We recommend generating at least 100 design models to get good convergence
To run RECON with MPI you must have exactly as many processes as states. So if you want to run 5 states you need to run over 5 processes.
You can have each state use a different resfile during RECON - this makes the protocol a lot more flexible! However you have to make sure that the states and resfiles are matched up correctly. Each state is assigned a resfile element-wise (i.e. when you define resfiles in the MSDMover tag resfiles, make sure they're in the same order as the states as passed in on the command line).
If you use multiple resfiles, and you see an error message "Error: all states must have the same number of designable residues", this means the resfiles are defining a different number of designable residues between the states.

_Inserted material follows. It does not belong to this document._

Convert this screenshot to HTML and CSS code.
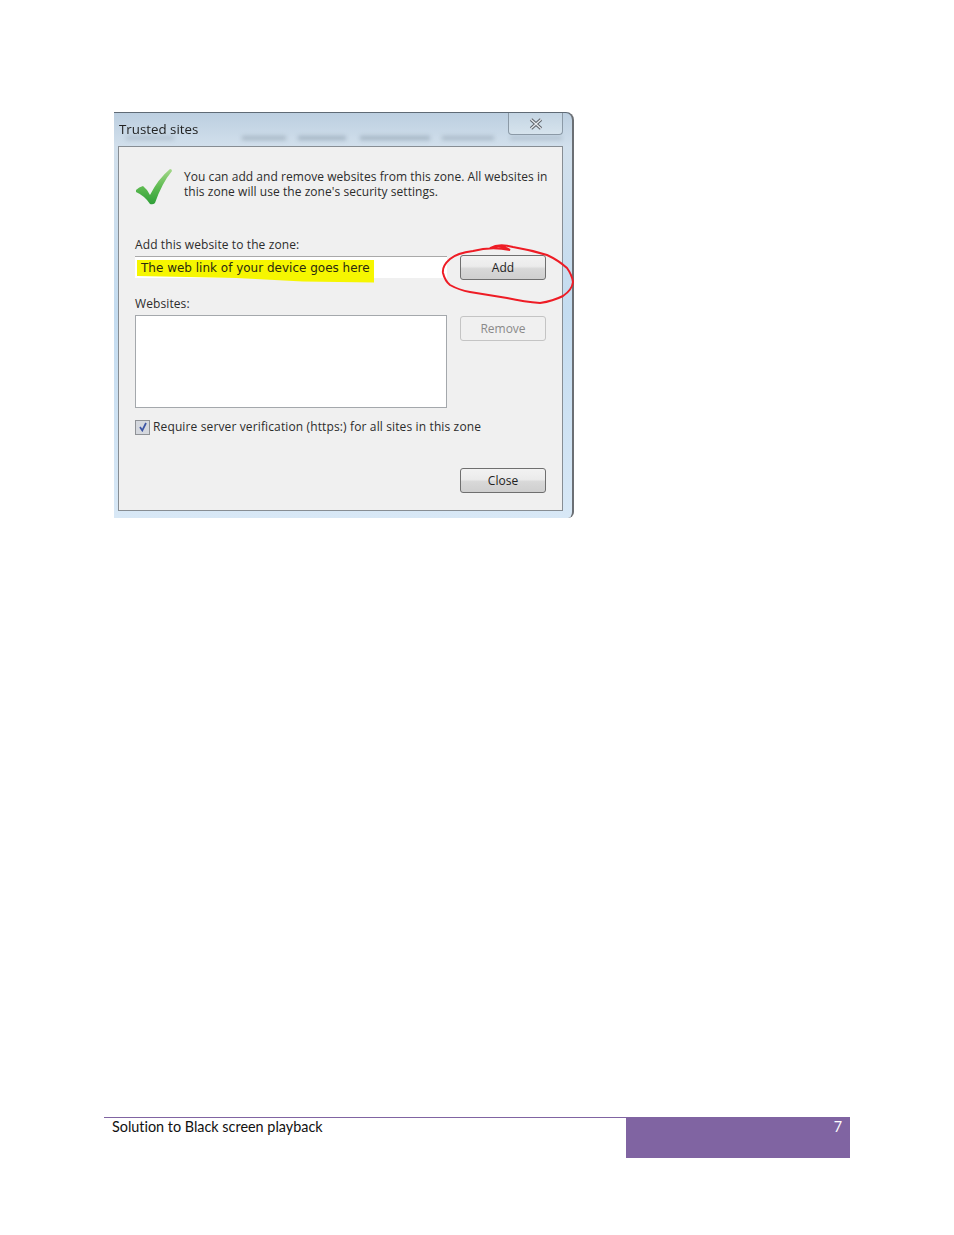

All input states must have exactly the same number of designable residues, or else you wouldn't be able to correspond between different states. Even if the number of ALLAA is the same in all your resfiles, you can get different number of designable residues if you're trying to design a disulfide-bonded cysteine, or a residue that doesn't exist. Double check that your resfiles are in the same order as your input PDBs.

Limitations

RECON is unable to perform negative design, i.e. designing a sequence that will maximize energy on a given conformation.